Task requirements:
Copy out all lines with the word "index" in them.

Material provided:
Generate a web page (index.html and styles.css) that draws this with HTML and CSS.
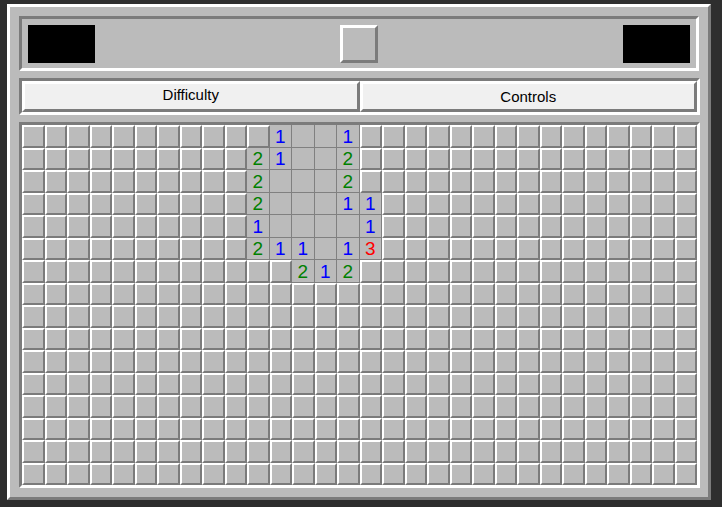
FILE: index.html
```html
<!DOCTYPE html>
<html lang="en">
<head>
<meta charset="utf-8">
<title>Minesweeper</title>
<link rel="stylesheet" href="styles.css">
</head>
<body>
<div class="game">
  <div class="header">
    <div class="counter"></div>
    <div class="face"></div>
    <div class="counter"></div>
  </div>
  <div class="menu">
    <div class="btn btn-difficulty">Difficulty</div>
    <div class="btn">Controls</div>
  </div>
  <div class="board" id="board"></div>
</div>
<script src="script.js"></script>
</body>
</html>
```
FILE: styles.css
```css
* { box-sizing: border-box; }
html, body { margin: 0; }
body {
  background: #2e2e2e;
  padding: 4px 0 0 7px;
  font-family: "Liberation Sans", Arial, sans-serif;
}
.game {
  width: 704px;
  height: 496px;
  background: #bbbbbb;
  border: 3px solid;
  border-color: #ffffff #7b7b7b #7b7b7b #ffffff;
  padding: 9px;
  display: flex;
  flex-direction: column;
  align-items: flex-start;
  gap: 7px;
}
.header {
  width: 680px;
  height: 55px;
  flex: none;
  border: 3px solid;
  border-color: #7b7b7b #ffffff #ffffff #7b7b7b;
  padding: 6px 6px 5px;
  display: flex;
  justify-content: space-between;
  align-items: flex-start;
}
.counter {
  width: 67px;
  height: 38px;
  background: #000000;
}
.face {
  width: 38px;
  height: 38px;
  border: 3px solid;
  border-color: #ffffff #7b7b7b #7b7b7b #ffffff;
  background: #bbbbbb;
}
.menu {
  width: 681px;
  height: 37px;
  flex: none;
  border: 3px solid;
  border-color: #7b7b7b #ffffff #ffffff #7b7b7b;
  display: flex;
}
.btn {
  flex: 1;
  height: 31px;
  border: 3px solid;
  border-color: #ffffff #7b7b7b #7b7b7b #ffffff;
  background: #f0f0f0;
  color: #000000;
  font-size: 15px;
  line-height: 25px;
  text-align: center;
}
.btn-difficulty {
  line-height: 21px;
  padding-bottom: 4px;
}
.board {
  width: 681px;
  height: 366px;
  flex: none;
  border: 3px solid;
  border-color: #7b7b7b #ffffff #ffffff #7b7b7b;
  display: grid;
  grid-template-columns: repeat(30, 22.5px);
  grid-template-rows: repeat(16, 22.5px);
}
.cell {
  border: 2px solid;
  border-color: #ffffff #7b7b7b #7b7b7b #ffffff;
  background: #bbbbbb;
}
.cell.open {
  border-width: 0 1px 1px 0;
  border-color: #808080;
  padding-top: 1px;
  display: flex;
  align-items: center;
  justify-content: center;
  font-size: 19px;
  line-height: 1;
}
.n1 { color: #0000ff; }
.n2 { color: #008000; }
.n3 { color: #ff0000; }
```
FILE: script.js
```js
(function () {
  var board = document.getElementById('board');
  var opened = {
    0: '#1..1#',
    1: '21..2#',
    2: '2...2#',
    3: '2...11',
    4: '1....1',
    5: '211.13',
    6: '##212#'
  };
  for (var r = 0; r < 16; r++) {
    for (var c = 0; c < 30; c++) {
      var ch = '#';
      if (opened[r] && c >= 10 && c < 16) {
        ch = opened[r].charAt(c - 10);
      }
      var el = document.createElement('div');
      el.className = 'cell';
      if (ch !== '#') {
        el.className += ' open';
        if (ch !== '.') {
          el.textContent = ch;
          el.className += ' n' + ch;
        }
      }
      board.appendChild(el);
    }
  }
})();
```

Output for this exercise:
Generate a web page (index.html and styles.css) that draws this with HTML and CSS.
FILE: index.html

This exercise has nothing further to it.